Moore told the state's probate judges not to issue marriage licenses to homosexual couples at the time because it would violate state law.

And he pressed Alabama Gov. Robert Bentley to oppose the ruling, telling him in a letter, “As Chief Justice of the Alabama Supreme Court, I will continue to recognize the Alabama Constitution and the will of the people overwhelmingly expressed in the Sanctity of Marriage Amendment. Be advised that I stand with you to stop judicial tyranny and any unlawful opinions issued without constitutional authority.”

The case before the Alabama Supreme Court is still pending, and Moore said the orders in that case prohibiting same-sex marriage licenses remained in force until the Supreme Court made a ruling.

“I did give an order that they were to follow the existing orders of the Alabama Supreme Court,” he said on Wednesday. “That's simple, black letter law. The effect of Obergefell on those existing orders has to be determined by the Alabama Supreme Court.”

Moore has acted to protect marriage before, writing to all 50 U.S. governors in 2014 urging them to protect marriage with an amendment.

Religious liberty and marriage advocates welcomed Moore's administrative order.

The National Organization for Marriage (NOM) said that Moore's order is part of developing resistance in America to the Supreme Court's attempt to legislate from the bench when it comes to marriage.

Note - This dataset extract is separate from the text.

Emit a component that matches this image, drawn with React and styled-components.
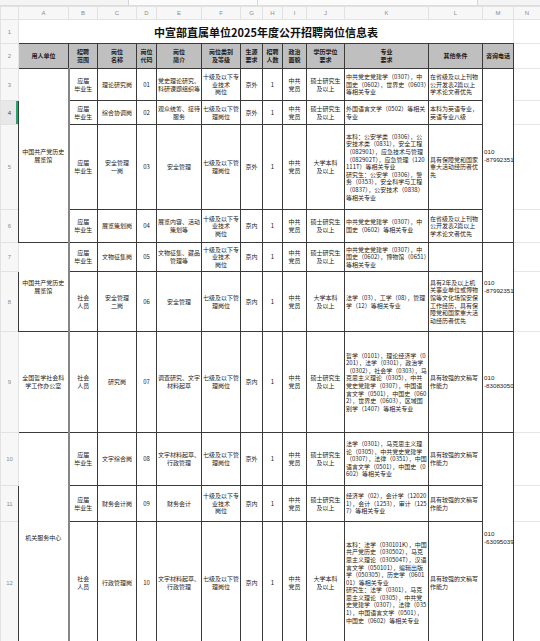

“The American people reject judicial activism of the US Supreme Court and their attempt to redefine marriage,” its statement said. “They continue to support marriage as it has existed throughout our nation's history, the union of one man and one woman.”

“I applaud Chief Justice Roy Moore for this order reaffirming the marriage law in Alabama,” said Liberty Counsel founder and chairman Mat Staver.

“In Alabama and across America, state judiciaries and legislatures are standing up against the federal judiciary or anyone else who wants to come up with some cockeyed view that somehow the Constitution now births some newfound notion of same-sex marriage,” Staver stated in a ChristianNewsWire report. “The opinion of five lawyers on the U.S. Supreme Court regarding same-sex marriage is lawless and without legal or historical support.”